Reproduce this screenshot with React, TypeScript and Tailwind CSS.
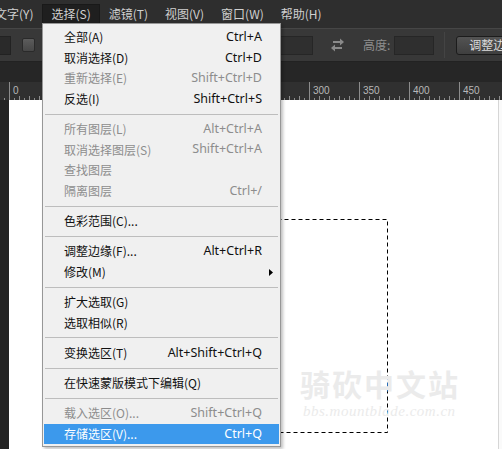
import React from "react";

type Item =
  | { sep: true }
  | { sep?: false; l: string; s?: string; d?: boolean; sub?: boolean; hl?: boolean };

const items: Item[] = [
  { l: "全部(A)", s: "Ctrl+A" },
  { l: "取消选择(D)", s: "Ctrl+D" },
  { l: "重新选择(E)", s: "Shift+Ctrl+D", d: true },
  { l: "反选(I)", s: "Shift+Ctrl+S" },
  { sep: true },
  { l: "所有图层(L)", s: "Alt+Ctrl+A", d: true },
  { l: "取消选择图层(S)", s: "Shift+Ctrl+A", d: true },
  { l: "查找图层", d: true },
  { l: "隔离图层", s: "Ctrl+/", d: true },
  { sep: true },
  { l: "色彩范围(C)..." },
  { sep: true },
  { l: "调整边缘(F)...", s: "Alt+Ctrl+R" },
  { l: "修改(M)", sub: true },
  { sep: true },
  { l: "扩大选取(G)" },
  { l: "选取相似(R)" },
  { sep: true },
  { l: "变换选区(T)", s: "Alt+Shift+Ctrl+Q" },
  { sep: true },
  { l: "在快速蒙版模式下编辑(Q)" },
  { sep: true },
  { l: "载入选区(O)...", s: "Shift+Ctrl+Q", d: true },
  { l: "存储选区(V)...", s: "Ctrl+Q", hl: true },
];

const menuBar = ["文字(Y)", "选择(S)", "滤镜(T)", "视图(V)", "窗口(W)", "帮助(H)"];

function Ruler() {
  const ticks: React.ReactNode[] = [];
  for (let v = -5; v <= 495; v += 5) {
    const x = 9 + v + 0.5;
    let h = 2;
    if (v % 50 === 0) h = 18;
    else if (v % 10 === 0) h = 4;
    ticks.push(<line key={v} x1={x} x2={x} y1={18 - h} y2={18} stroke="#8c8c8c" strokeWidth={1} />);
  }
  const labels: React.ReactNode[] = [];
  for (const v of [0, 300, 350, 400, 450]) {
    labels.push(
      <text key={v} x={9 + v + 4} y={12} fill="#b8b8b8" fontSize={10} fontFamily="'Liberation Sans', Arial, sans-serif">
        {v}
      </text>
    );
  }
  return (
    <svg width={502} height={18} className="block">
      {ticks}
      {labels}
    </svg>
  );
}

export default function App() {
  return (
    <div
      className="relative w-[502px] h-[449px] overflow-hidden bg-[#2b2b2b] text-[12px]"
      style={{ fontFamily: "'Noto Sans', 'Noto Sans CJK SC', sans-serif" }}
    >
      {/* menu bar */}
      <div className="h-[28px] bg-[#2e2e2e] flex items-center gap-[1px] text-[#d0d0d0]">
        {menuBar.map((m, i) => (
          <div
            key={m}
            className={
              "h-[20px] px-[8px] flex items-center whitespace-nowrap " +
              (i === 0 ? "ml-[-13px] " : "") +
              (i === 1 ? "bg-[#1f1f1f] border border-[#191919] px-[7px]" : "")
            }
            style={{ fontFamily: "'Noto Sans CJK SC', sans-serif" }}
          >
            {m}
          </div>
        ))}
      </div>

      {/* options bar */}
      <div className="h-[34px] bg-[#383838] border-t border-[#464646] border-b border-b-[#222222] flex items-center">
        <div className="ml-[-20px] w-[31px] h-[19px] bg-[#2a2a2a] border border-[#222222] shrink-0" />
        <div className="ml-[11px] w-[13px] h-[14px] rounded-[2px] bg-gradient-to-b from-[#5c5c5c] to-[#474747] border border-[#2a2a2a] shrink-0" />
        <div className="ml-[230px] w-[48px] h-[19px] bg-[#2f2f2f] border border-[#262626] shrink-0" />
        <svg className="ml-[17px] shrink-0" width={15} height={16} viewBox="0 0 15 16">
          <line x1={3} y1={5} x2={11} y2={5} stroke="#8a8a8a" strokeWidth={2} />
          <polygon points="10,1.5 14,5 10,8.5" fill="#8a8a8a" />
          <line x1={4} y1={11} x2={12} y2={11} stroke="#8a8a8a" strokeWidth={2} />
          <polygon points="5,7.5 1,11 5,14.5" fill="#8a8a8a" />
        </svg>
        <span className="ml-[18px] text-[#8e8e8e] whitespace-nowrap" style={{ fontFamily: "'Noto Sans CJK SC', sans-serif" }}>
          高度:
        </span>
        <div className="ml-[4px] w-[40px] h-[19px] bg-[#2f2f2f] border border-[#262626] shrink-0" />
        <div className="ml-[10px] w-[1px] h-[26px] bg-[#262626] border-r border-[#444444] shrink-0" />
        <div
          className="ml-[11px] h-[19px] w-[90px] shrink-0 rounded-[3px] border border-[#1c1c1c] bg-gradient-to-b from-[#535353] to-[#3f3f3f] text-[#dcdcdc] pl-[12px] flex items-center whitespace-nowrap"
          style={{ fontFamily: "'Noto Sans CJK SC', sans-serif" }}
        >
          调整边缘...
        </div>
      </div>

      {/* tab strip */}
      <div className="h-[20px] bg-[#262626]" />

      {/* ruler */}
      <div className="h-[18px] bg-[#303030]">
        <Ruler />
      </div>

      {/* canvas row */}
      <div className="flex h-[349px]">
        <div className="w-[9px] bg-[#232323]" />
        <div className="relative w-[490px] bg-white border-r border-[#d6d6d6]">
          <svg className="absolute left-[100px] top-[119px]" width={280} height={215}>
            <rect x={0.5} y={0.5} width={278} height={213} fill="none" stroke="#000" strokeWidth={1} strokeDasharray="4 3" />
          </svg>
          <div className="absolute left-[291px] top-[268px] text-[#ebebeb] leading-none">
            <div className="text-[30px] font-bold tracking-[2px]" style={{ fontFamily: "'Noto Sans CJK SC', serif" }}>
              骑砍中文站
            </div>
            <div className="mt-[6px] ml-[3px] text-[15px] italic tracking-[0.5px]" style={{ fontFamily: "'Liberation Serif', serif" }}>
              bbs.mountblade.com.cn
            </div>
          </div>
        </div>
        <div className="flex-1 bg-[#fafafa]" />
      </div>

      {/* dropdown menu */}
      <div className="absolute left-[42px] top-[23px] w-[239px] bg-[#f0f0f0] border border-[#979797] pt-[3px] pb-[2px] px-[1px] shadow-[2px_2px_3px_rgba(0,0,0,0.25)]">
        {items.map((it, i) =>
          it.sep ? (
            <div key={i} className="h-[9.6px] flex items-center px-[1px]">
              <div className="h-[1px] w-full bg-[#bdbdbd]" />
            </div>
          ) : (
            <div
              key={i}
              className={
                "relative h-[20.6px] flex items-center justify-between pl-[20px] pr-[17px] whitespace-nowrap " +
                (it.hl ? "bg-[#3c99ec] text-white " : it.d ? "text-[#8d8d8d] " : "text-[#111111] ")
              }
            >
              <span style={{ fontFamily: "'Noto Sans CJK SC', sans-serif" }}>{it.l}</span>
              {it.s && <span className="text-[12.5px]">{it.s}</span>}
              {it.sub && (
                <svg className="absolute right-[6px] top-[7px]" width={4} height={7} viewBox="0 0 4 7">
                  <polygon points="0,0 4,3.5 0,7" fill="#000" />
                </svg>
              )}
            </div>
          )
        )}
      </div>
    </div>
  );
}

━━━━━━

» **Required work**
Leaving out the pictures, repeat the data above exactly.

» **Solution for this task**
Reproduce this screenshot with React, TypeScript and Tailwind CSS.
import React from "react";

type Item =
  | { sep: true }
  | { sep?: false; l: string; s?: string; d?: boolean; sub?: boolean; hl?: boolean };

const items: Item[] = [
  { l: "全部(A)", s: "Ctrl+A" },
  { l: "取消选择(D)", s: "Ctrl+D" },
  { l: "重新选择(E)", s: "Shift+Ctrl+D", d: true },
  { l: "反选(I)", s: "Shift+Ctrl+S" },
  { sep: true },
  { l: "所有图层(L)", s: "Alt+Ctrl+A", d: true },
  { l: "取消选择图层(S)", s: "Shift+Ctrl+A", d: true },
  { l: "查找图层", d: true },
  { l: "隔离图层", s: "Ctrl+/", d: true },
  { sep: true },
  { l: "色彩范围(C)..." },
  { sep: true },
  { l: "调整边缘(F)...", s: "Alt+Ctrl+R" },
  { l: "修改(M)", sub: true },
  { sep: true },
  { l: "扩大选取(G)" },
  { l: "选取相似(R)" },
  { sep: true },
  { l: "变换选区(T)", s: "Alt+Shift+Ctrl+Q" },
  { sep: true },
  { l: "在快速蒙版模式下编辑(Q)" },
  { sep: true },
  { l: "载入选区(O)...", s: "Shift+Ctrl+Q", d: true },
  { l: "存储选区(V)...", s: "Ctrl+Q", hl: true },
];

const menuBar = ["文字(Y)", "选择(S)", "滤镜(T)", "视图(V)", "窗口(W)", "帮助(H)"];

function Ruler() {
  const ticks: React.ReactNode[] = [];
  for (let v = -5; v <= 495; v += 5) {
    const x = 9 + v + 0.5;
    let h = 2;
    if (v % 50 === 0) h = 18;
    else if (v % 10 === 0) h = 4;
    ticks.push(<line key={v} x1={x} x2={x} y1={18 - h} y2={18} stroke="#8c8c8c" strokeWidth={1} />);
  }
  const labels: React.ReactNode[] = [];
  for (const v of [0, 300, 350, 400, 450]) {
    labels.push(
      <text key={v} x={9 + v + 4} y={12} fill="#b8b8b8" fontSize={10} fontFamily="'Liberation Sans', Arial, sans-serif">
        {v}
      </text>
    );
  }
  return (
    <svg width={502} height={18} className="block">
      {ticks}
      {labels}
    </svg>
  );
}

export default function App() {
  return (
    <div
      className="relative w-[502px] h-[449px] overflow-hidden bg-[#2b2b2b] text-[12px]"
      style={{ fontFamily: "'Noto Sans', 'Noto Sans CJK SC', sans-serif" }}
    >
      {/* menu bar */}
      <div className="h-[28px] bg-[#2e2e2e] flex items-center gap-[1px] text-[#d0d0d0]">
        {menuBar.map((m, i) => (
          <div
            key={m}
            className={
              "h-[20px] px-[8px] flex items-center whitespace-nowrap " +
              (i === 0 ? "ml-[-13px] " : "") +
              (i === 1 ? "bg-[#1f1f1f] border border-[#191919] px-[7px]" : "")
            }
            style={{ fontFamily: "'Noto Sans CJK SC', sans-serif" }}
          >
            {m}
          </div>
        ))}
      </div>

      {/* options bar */}
      <div className="h-[34px] bg-[#383838] border-t border-[#464646] border-b border-b-[#222222] flex items-center">
        <div className="ml-[-20px] w-[31px] h-[19px] bg-[#2a2a2a] border border-[#222222] shrink-0" />
        <div className="ml-[11px] w-[13px] h-[14px] rounded-[2px] bg-gradient-to-b from-[#5c5c5c] to-[#474747] border border-[#2a2a2a] shrink-0" />
        <div className="ml-[230px] w-[48px] h-[19px] bg-[#2f2f2f] border border-[#262626] shrink-0" />
        <svg className="ml-[17px] shrink-0" width={15} height={16} viewBox="0 0 15 16">
          <line x1={3} y1={5} x2={11} y2={5} stroke="#8a8a8a" strokeWidth={2} />
          <polygon points="10,1.5 14,5 10,8.5" fill="#8a8a8a" />
          <line x1={4} y1={11} x2={12} y2={11} stroke="#8a8a8a" strokeWidth={2} />
          <polygon points="5,7.5 1,11 5,14.5" fill="#8a8a8a" />
        </svg>
        <span className="ml-[18px] text-[#8e8e8e] whitespace-nowrap" style={{ fontFamily: "'Noto Sans CJK SC', sans-serif" }}>
          高度:
        </span>
        <div className="ml-[4px] w-[40px] h-[19px] bg-[#2f2f2f] border border-[#262626] shrink-0" />
        <div className="ml-[10px] w-[1px] h-[26px] bg-[#262626] border-r border-[#444444] shrink-0" />
        <div
          className="ml-[11px] h-[19px] w-[90px] shrink-0 rounded-[3px] border border-[#1c1c1c] bg-gradient-to-b from-[#535353] to-[#3f3f3f] text-[#dcdcdc] pl-[12px] flex items-center whitespace-nowrap"
          style={{ fontFamily: "'Noto Sans CJK SC', sans-serif" }}
        >
          调整边缘...
        </div>
      </div>

      {/* tab strip */}
      <div className="h-[20px] bg-[#262626]" />

      {/* ruler */}
      <div className="h-[18px] bg-[#303030]">
        <Ruler />
      </div>

      {/* canvas row */}
      <div className="flex h-[349px]">
        <div className="w-[9px] bg-[#232323]" />
        <div className="relative w-[490px] bg-white border-r border-[#d6d6d6]">
          <svg className="absolute left-[100px] top-[119px]" width={280} height={215}>
            <rect x={0.5} y={0.5} width={278} height={213} fill="none" stroke="#000" strokeWidth={1} strokeDasharray="4 3" />
          </svg>
          <div className="absolute left-[291px] top-[268px] text-[#ebebeb] leading-none">
            <div className="text-[30px] font-bold tracking-[2px]" style={{ fontFamily: "'Noto Sans CJK SC', serif" }}>
              骑砍中文站
            </div>
            <div className="mt-[6px] ml-[3px] text-[15px] italic tracking-[0.5px]" style={{ fontFamily: "'Liberation Serif', serif" }}>
              bbs.mountblade.com.cn
            </div>
          </div>
        </div>
        <div className="flex-1 bg-[#fafafa]" />
      </div>

      {/* dropdown menu */}
      <div className="absolute left-[42px] top-[23px] w-[239px] bg-[#f0f0f0] border border-[#979797] pt-[3px] pb-[2px] px-[1px] shadow-[2px_2px_3px_rgba(0,0,0,0.25)]">
        {items.map((it, i) =>
          it.sep ? (
            <div key={i} className="h-[9.6px] flex items-center px-[1px]">
              <div className="h-[1px] w-full bg-[#bdbdbd]" />
            </div>
          ) : (
            <div
              key={i}
              className={
                "relative h-[20.6px] flex items-center justify-between pl-[20px] pr-[17px] whitespace-nowrap " +
                (it.hl ? "bg-[#3c99ec] text-white " : it.d ? "text-[#8d8d8d] " : "text-[#111111] ")
              }
            >
              <span style={{ fontFamily: "'Noto Sans CJK SC', sans-serif" }}>{it.l}</span>
              {it.s && <span className="text-[12.5px]">{it.s}</span>}
              {it.sub && (
                <svg className="absolute right-[6px] top-[7px]" width={4} height={7} viewBox="0 0 4 7">
                  <polygon points="0,0 4,3.5 0,7" fill="#000" />
                </svg>
              )}
            </div>
          )
        )}
      </div>
    </div>
  );
}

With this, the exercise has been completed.